Thrombolites are amazing structures. Along with their close relatives stromatolites, these ancient bacterial colonies are ancestors of the very first life forms to exist on earth, and the hard calcareous deposits created by these colonies are bizarre. It’s actually quite humbling to stand alongside these living relics.
These thrombolites are on the shores of Lake Clifton, part of the Yalgorup National Park in Western Australia, and are about 2,000 years old. As always seems to be the case in Australia, the facilities here are outstanding. There’s a car-park, toilets, marked trails, excellent interpretive signage and a fantastic wooden boardwalk out into the shallows. This afford wonderful views of the thrombolites and protect the fragile structures from damage by visitors. It also gives great views out across the lake to scan the assembled wildfowl. We were here at the wrong time of year for the main wildfowl migration, but there were still rafts of Australasian and great-crested grebes out on the lake, and assorted ducks, including musk duck (a first for me).

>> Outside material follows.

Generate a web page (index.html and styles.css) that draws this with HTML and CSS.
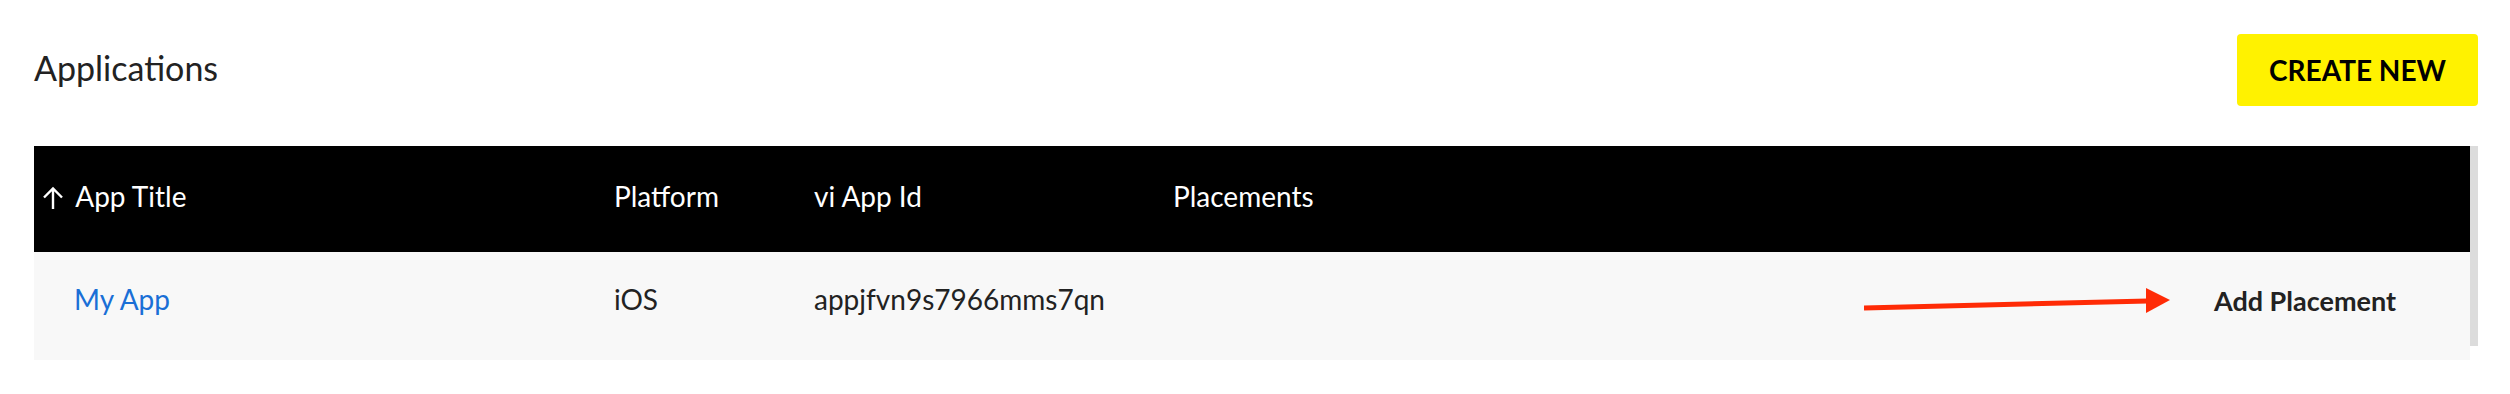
FILE: index.html
```html
<!DOCTYPE html>
<html lang="en">
<head>
  <meta charset="UTF-8">
  <title>Applications</title>
  <link rel="stylesheet" href="styles.css">
</head>
<body>
  <div class="page-header">
    <h1>Applications</h1>
    <button class="create-btn">CREATE NEW</button>
  </div>
  <div class="table-wrap">
    <table class="apps-table">
      <colgroup>
        <col class="col-title">
        <col class="col-platform">
        <col class="col-id">
        <col>
      </colgroup>
      <thead>
        <tr>
          <th class="sortable">
            <svg class="sort-arrow" width="22" height="24" viewBox="0 0 22 24"><path d="M11 23V2.5M2 11.5l9-9 9 9" fill="none" stroke="#fff" stroke-width="2.4"/></svg>
            App Title
          </th>
          <th>Platform</th>
          <th>vi App Id</th>
          <th>Placements</th>
        </tr>
      </thead>
      <tbody>
        <tr>
          <td class="app-name"><a href="#">My App</a></td>
          <td>iOS</td>
          <td>appjfvn9s7966mms7qn</td>
          <td class="actions">
            <!-- pointer drawn over the screenshot -->
            <svg class="pointer" width="306" height="30" viewBox="0 0 306 30"><path d="M0 22L284 15" stroke="#ff2b06" stroke-width="5"/><polygon points="282,2 306,14 282,27" fill="#ff2b06"/></svg>
            <span class="add-placement">Add Placement</span>
          </td>
        </tr>
      </tbody>
    </table>
    <div class="scroll-track"></div>
  </div>
</body>
</html>
```

FILE: styles.css
```css
body {
  margin: 0;
  padding: 34px 32px 0 34px;
  font-family: Lato, "Open Sans", sans-serif;
  color: #222;
  background: #fff;
}
.page-header {
  display: flex;
  justify-content: space-between;
  align-items: center;
  height: 72px;
}
.page-header h1 {
  margin: 0;
  padding-bottom: 6px;
  font-size: 34px;
  font-weight: 400;
  color: #222;
}
.create-btn {
  height: 72px;
  width: 241px;
  background-color: #fff200;
  border: none;
  border-radius: 4px;
  font-family: inherit;
  font-size: 28px;
  font-weight: 700;
  color: #000;
  cursor: pointer;
}
.table-wrap {
  display: flex;
  margin-top: 40px;
}
.apps-table {
  flex: 1;
  border-collapse: collapse;
  table-layout: fixed;
}
.col-title { width: 580px; }
.col-platform { width: 200px; }
.col-id { width: 359px; }
.apps-table th {
  height: 100px;
  padding: 0 0 6px 0;
  background-color: #000;
  color: #fff;
  font-size: 28px;
  font-weight: 400;
  text-align: left;
}
.apps-table th.sortable {
  padding-left: 8px;
}
.sort-arrow {
  vertical-align: -3px;
  margin-right: 5px;
}
.apps-table td {
  height: 94px;
  padding: 0 0 14px 0;
  background-color: #f8f8f8;
  font-size: 28px;
}
.apps-table td.app-name {
  padding-left: 40px;
}
.app-name a {
  color: #1a6fd6;
  text-decoration: none;
}
.apps-table td.actions {
  text-align: right;
  padding-right: 74px;
}
.pointer {
  vertical-align: middle;
  margin-right: 37px;
}
.add-placement {
  font-size: 27px;
  font-weight: 700;
  color: #222;
  vertical-align: middle;
}
.scroll-track {
  width: 8px;
  height: 200px;
  background-color: #dcdcdc;
}
```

The scrub and woodland around the car park is home to the stunningly beautiful splendid fairy wren, grey fantails, golden whistlers, silvereyes and many other birds — so its well worth spending a bit of time exploring. We also saw kangaroos on the road out of the park at dusk — so keep your eyes peeled on the drive.
Only half-an-hour from the busy little coastal town of Mandurah, Lake Clifton is well worth a visit if your passing through the area.